Does not prove: ASI03's prevention guidelines name "task-scoped, time-bound permissions" and "centralized policy engine" rather than RBAC/ABAC by name. The RBAC/ABAC label comes from SP 800-162 and Playbook 4, not from the ASI03 body.
OWASP AI Exchange — General Controls
§1.3 Controls to limit the effects of unwanted behaviour — #LEAST MODEL PRIVILEGE
"Least model privilege: Minimize what a model can do (trigger actions or access data), to prevent harm in case the model is manipulated, or makes a mistake by itself."
Supports: Names least model privilege as a normative runtime control and lists permission/authorisation configuration as the primary mechanism, aligning with RBAC/ABAC as the implementation vehicle.
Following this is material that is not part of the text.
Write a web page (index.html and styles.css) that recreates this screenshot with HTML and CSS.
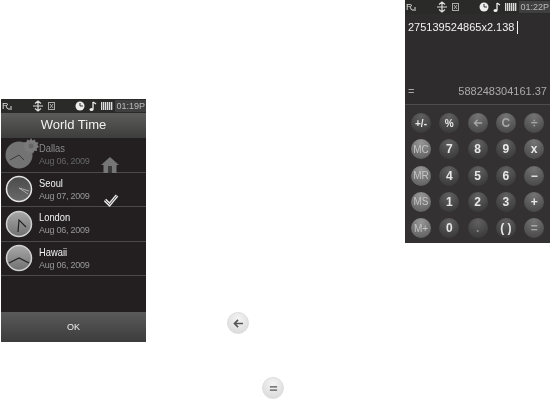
FILE: index.html
```html
<!DOCTYPE html>
<html lang="en">
<head>
    <meta charset="UTF-8">
    <meta name="viewport" content="width=device-width, initial-scale=1.0">
    <title>World Time and Calculator</title>
    <link rel="stylesheet" href="styles.css">
</head>
<body>
    <svg class="defs" width="0" height="0">
        <defs>
            <linearGradient id="face-light" x1="0" y1="0" x2="0" y2="1">
                <stop offset="0" stop-color="#a8a8a8"/>
                <stop offset="1" stop-color="#707070"/>
            </linearGradient>
            <linearGradient id="face-dark" x1="0" y1="0" x2="0" y2="1">
                <stop offset="0" stop-color="#4a4a4a"/>
                <stop offset="1" stop-color="#6a6a6a"/>
            </linearGradient>
        </defs>
        <symbol id="status-icons" viewBox="0 0 110 12">
            <rect x="7.500" y="8" width="1" height="2" fill="#ddd"/>
            <rect x="9.500" y="6" width="1" height="4" fill="#ddd"/>
            <path d="M37 1v10M32 6h10M34 3.500l3-2.500 3 2.500M34 8.500l3 2.500 3-2.500" stroke="#ddd" stroke-width="1.200" fill="none"/>
            <rect x="47.500" y="2.500" width="6" height="7" fill="none" stroke="#aaa"/>
            <path d="M49 4l3 4M52 4l-3 4" stroke="#aaa"/>
            <circle cx="79" cy="6" r="4.500" fill="#eee"/>
            <path d="M79 3v3h3" stroke="#333" fill="none"/>
            <path d="M92 2v7" stroke="#eee" stroke-width="1.300"/>
            <path d="M92 2l3 2" stroke="#eee" stroke-width="1.300"/>
            <ellipse cx="90.500" cy="9.500" rx="2" ry="1.500" fill="#eee"/>
        </symbol>
    </svg>

    <section class="phone phone-world">
        <div class="status-bar">
            <span class="signal">R</span>
            <svg class="status-icons"><use href="#status-icons"/></svg>
            <span class="battery"></span>
            <span class="status-time">01:19P</span>
        </div>
        <h1 class="title-bar">World Time</h1>
        <ul class="city-list">
            <li class="city city-home">
                <svg class="clock" viewBox="0 0 28 28">
                    <circle cx="14" cy="14" r="13.500" fill="#737373"/>
                    <path d="M14 14L5 19M14 14l5 5" stroke="#3a3a3a" fill="none"/>
                </svg>
                <svg class="gear" viewBox="0 0 16 16">
                    <path d="M8 0l1.500 2.500L12 1.500l.5 2.500 3 .5-1 2.500L16 9l-2.300 1.300.5 2.700-2.700-.2L10 15.500 8 14l-2 1.500-1.500-2.700-2.700.2.500-2.700L0 9l1.500-2-1-2.500 3-.5L4 1.500l2.500 1z" fill="#7a7a7a"/>
                    <circle cx="8" cy="8" r="2.500" fill="#666"/>
                </svg>
                <div class="city-text">
                    <span class="city-name">Dallas</span>
                    <span class="city-date">Aug 06, 2009</span>
                </div>
                <svg class="home-mark" viewBox="0 0 18 16">
                    <path d="M9 0L0 8h2.500v8h13V8H18z" fill="#767676"/>
                    <rect x="7" y="9" width="4" height="7" fill="#3a3a3a"/>
                </svg>
            </li>
            <li class="city">
                <svg class="clock" viewBox="0 0 28 28">
                    <circle cx="14" cy="14" r="12.500" fill="url(#face-dark)" stroke="#e4e4e4" stroke-width="1.500"/>
                    <path d="M14 13l10 3M14 13l9 6" stroke="#aaa" fill="none"/>
                </svg>
                <div class="city-text">
                    <span class="city-name">Seoul</span>
                    <span class="city-date">Aug 07, 2009</span>
                </div>
                <svg class="check-mark" viewBox="0 0 16 14">
                    <path d="M2 7l4.500 4.500L14 2.500" fill="none" stroke="#e4e4e4" stroke-width="3.400"/>
                    <path d="M2 7l4.500 4.500L14 2.500" fill="none" stroke="#555" stroke-width="1"/>
                </svg>
            </li>
            <li class="city">
                <svg class="clock" viewBox="0 0 28 28">
                    <circle cx="14" cy="14" r="12.500" fill="url(#face-light)" stroke="#d0d0d0" stroke-width="1.500"/>
                    <path d="M13 22l1-12 7 7" stroke="#222" stroke-width="1.200" fill="none"/>
                </svg>
                <div class="city-text">
                    <span class="city-name">London</span>
                    <span class="city-date">Aug 06, 2009</span>
                </div>
            </li>
            <li class="city">
                <svg class="clock" viewBox="0 0 28 28">
                    <circle cx="14" cy="14" r="12.500" fill="url(#face-light)" stroke="#d0d0d0" stroke-width="1.500"/>
                    <path d="M4 19l10-5 10 5" stroke="#222" stroke-width="1.200" fill="none"/>
                </svg>
                <div class="city-text">
                    <span class="city-name">Hawaii</span>
                    <span class="city-date">Aug 06, 2009</span>
                </div>
            </li>
        </ul>
        <div class="soft-bar">OK</div>
    </section>

    <section class="phone phone-calc">
        <div class="status-bar">
            <span class="signal">R</span>
            <svg class="status-icons"><use href="#status-icons"/></svg>
            <span class="battery"></span>
            <span class="status-time">01:22P</span>
        </div>
        <div class="calc-screen">
            <div class="calc-input">275139524865x2.138<span class="caret"></span></div>
            <div class="calc-result"><span>=</span><span>588248304161.37</span></div>
        </div>
        <div class="keypad">
            <span class="key key-small">+/-</span>
            <span class="key key-small">%</span>
            <span class="key key-dim">
                <svg class="key-arrow" viewBox="0 0 12 10"><path d="M11 5H2M5.500 1L1.500 5l4 4" fill="none" stroke="#a8a8a8" stroke-width="1.600"/></svg>
            </span>
            <span class="key key-dim">C</span>
            <span class="key key-dim">÷</span>
            <span class="key key-mem">MC</span>
            <span class="key">7</span>
            <span class="key">8</span>
            <span class="key">9</span>
            <span class="key key-op">x</span>
            <span class="key key-mem">MR</span>
            <span class="key">4</span>
            <span class="key">5</span>
            <span class="key">6</span>
            <span class="key key-op">−</span>
            <span class="key key-mem">MS</span>
            <span class="key">1</span>
            <span class="key">2</span>
            <span class="key">3</span>
            <span class="key key-op">+</span>
            <span class="key key-mem">M+</span>
            <span class="key">0</span>
            <span class="key key-blank">.</span>
            <span class="key">( )</span>
            <span class="key key-dim">=</span>
        </div>
    </section>

    <span class="inline-key key-back">
        <svg viewBox="0 0 12 10"><path d="M11 5H2M5.500 1L1.500 5l4 4" fill="none" stroke="#555" stroke-width="1.800"/></svg>
    </span>
    <span class="inline-key key-equals">
        <svg viewBox="0 0 12 10"><path d="M2 3.200h8M2 6.800h8" fill="none" stroke="#555" stroke-width="1.500"/></svg>
    </span>
</body>
</html>
```

FILE: styles.css
```css
* {
    margin: 0;
    padding: 0;
    box-sizing: border-box;
}

html, body {
    width: 551px;
    height: 400px;
    overflow: hidden;
}

body {
    position: relative;
    background: white;
    font-family: 'Liberation Sans', sans-serif;
}

.defs {
    position: absolute;
}

/* the two handsets and the two keys sit free on the page */
.phone {
    position: absolute;
    display: flex;
    flex-direction: column;
    width: 145px;
    height: 243px;
    background: #231f20;
    color: #eee;
    filter: blur(0.4px);
}

.phone-world {
    left: 1px;
    top: 99px;
}

.phone-calc {
    left: 405px;
    top: 0;
    background: #333132;
}

.status-bar {
    position: relative;
    display: flex;
    align-items: center;
    height: 14px;
    flex: none;
    background: #2a2a28;
    font-size: 9px;
}

.signal {
    margin-left: 1px;
    color: #ddd;
}

.status-icons {
    position: absolute;
    left: 0;
    top: 1px;
    width: 110px;
    height: 12px;
}

.battery {
    position: absolute;
    left: 100px;
    top: 3px;
    width: 12px;
    height: 8px;
    background: repeating-linear-gradient(90deg, #ddd 0 1px, #666 1px 2px);
}

.status-time {
    margin-left: auto;
    padding: 1px 1px;
    background: #3f3f3f;
    color: #bbb;
    font-size: 9px;
}

.title-bar {
    height: 25px;
    flex: none;
    background: linear-gradient(#5c5c5a, #3d3d3b);
    font-size: 13px;
    font-weight: normal;
    line-height: 24px;
    text-align: center;
    color: #f0f0f0;
}

.city-list {
    flex: 1;
    list-style: none;
}

.city {
    position: relative;
    display: flex;
    align-items: center;
    height: 34.500px;
    padding-left: 4px;
    border-bottom: 1px solid #4a4a48;
}

.clock {
    width: 28px;
    height: 28px;
    flex: none;
}

.city-text {
    display: flex;
    flex-direction: column;
    gap: 1px;
    margin-left: 6px;
}

.city-name {
    font-size: 11px;
    line-height: 13px;
    color: #f2f2f2;
    transform: scaleX(0.85);
    transform-origin: left;
}

.city-home .city-name {
    color: #8a8a8a;
}

.city-date {
    font-size: 9px;
    line-height: 11px;
    letter-spacing: -0.25px;
    color: #999;
}

.city-home .city-date {
    color: #666;
}

.gear {
    position: absolute;
    left: 22px;
    top: 0;
    width: 16px;
    height: 16px;
}

.home-mark {
    position: absolute;
    left: 100px;
    top: 19px;
    width: 18px;
    height: 16px;
}

.check-mark {
    position: absolute;
    left: 102px;
    top: 20px;
    width: 16px;
    height: 14px;
}

.soft-bar {
    height: 30px;
    flex: none;
    background: linear-gradient(#5a5a5a, #3c3c3c);
    font-size: 9px;
    line-height: 30px;
    text-align: center;
    color: #eee;
}

.calc-screen {
    display: flex;
    flex-direction: column;
    justify-content: space-between;
    height: 91px;
    flex: none;
    padding: 7px 3px 6px 3px;
    border-bottom: 1px solid #4d4d4d;
    background: #2e2c2d;
}

.calc-input {
    display: flex;
    align-items: center;
    font-size: 11px;
    line-height: 13px;
    color: #f2f2f2;
}

.caret {
    width: 1px;
    height: 13px;
    margin-left: 3px;
    background: #f2f2f2;
}

.calc-result {
    display: flex;
    justify-content: space-between;
    font-size: 11px;
    line-height: 13px;
    color: #aaa;
}

.keypad {
    display: grid;
    grid-template-columns: repeat(5, 20px);
    grid-auto-rows: 20px;
    column-gap: 8.300px;
    row-gap: 6.300px;
    padding: 8px 0 0 6px;
}

.key {
    display: flex;
    align-items: center;
    justify-content: center;
    border-radius: 50%;
    background: radial-gradient(circle at 50% 20%, #606060, #3e3e3e 75%);
    font-size: 12px;
    font-weight: bold;
    color: #e8e8e8;
}

.key-small {
    font-size: 10px;
}

.key-arrow {
    width: 10px;
    height: 8px;
}

.key-dim {
    background: radial-gradient(circle at 50% 15%, #747474, #4c4c4c 80%);
    color: #a8a8a8;
}

.key-op {
    background: radial-gradient(circle at 50% 15%, #747474, #4c4c4c 80%);
}

.key-blank {
    color: #8f8f8f;
}

.key-mem {
    background: radial-gradient(circle at 50% 20%, #969696, #646464 80%);
    color: #c4c4c4;
    font-size: 10px;
    font-weight: normal;
}

.inline-key {
    position: absolute;
    display: flex;
    align-items: center;
    justify-content: center;
    width: 22px;
    height: 22px;
    border: 1px solid #ddd;
    border-radius: 50%;
    background: radial-gradient(circle at 50% 30%, #f4f4f4, #d6d6d6);
    filter: blur(0.4px);
}

.inline-key svg {
    width: 11px;
    height: 9px;
}

.key-back {
    left: 227px;
    top: 312px;
}

.key-equals {
    left: 262px;
    top: 377px;
}
```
Also explicitly warns against implementing authorisation inside GenAI instructions (prompt-level grants), reinforcing that policy-engine decisions — the RBAC/ABAC pattern — are required.
Does not prove: Does not name RBAC or ABAC by label. The AI Exchange control is a principle statement; NIST SP 800-162/178 provide the standards that operationalise it.
Red Hat — Zero Trust for Autonomous Agentic AI Systems: Building More Secure Foundations
§Delegated token exchange — mechanism description
"The identity provider (e.g Keycloak) validates Token A and issues Token B that: Is derived from Token A; Preserves the original subject (sub); Encodes the exchanging client as the actor (act claim), establishing explicit on-behalf-of semantics; Is scoped to the new audience and purpose; Is short-lived by policy."
Supports: Provides the delegated-token-exchange mechanism (RFC 8693 on-behalf-of semantics) that the MDX recommends alongside RBAC/ABAC to preserve user authority into agent-initiated calls. The "scoped to the new audience and purpose" language directly supports the ABAC contextual constraint pattern.
Does not prove: The article does not use RBAC or ABAC terminology explicitly. The contextual enforcement it describes is delivered through token scoping and delegated exchange rather than traditional RBAC/ABAC labels — the MDX's framing of the article as describing "scoped identity + contextual authorisation" (i.e. the RBAC/ABAC pillars) is an interpretive mapping, not a verbatim claim.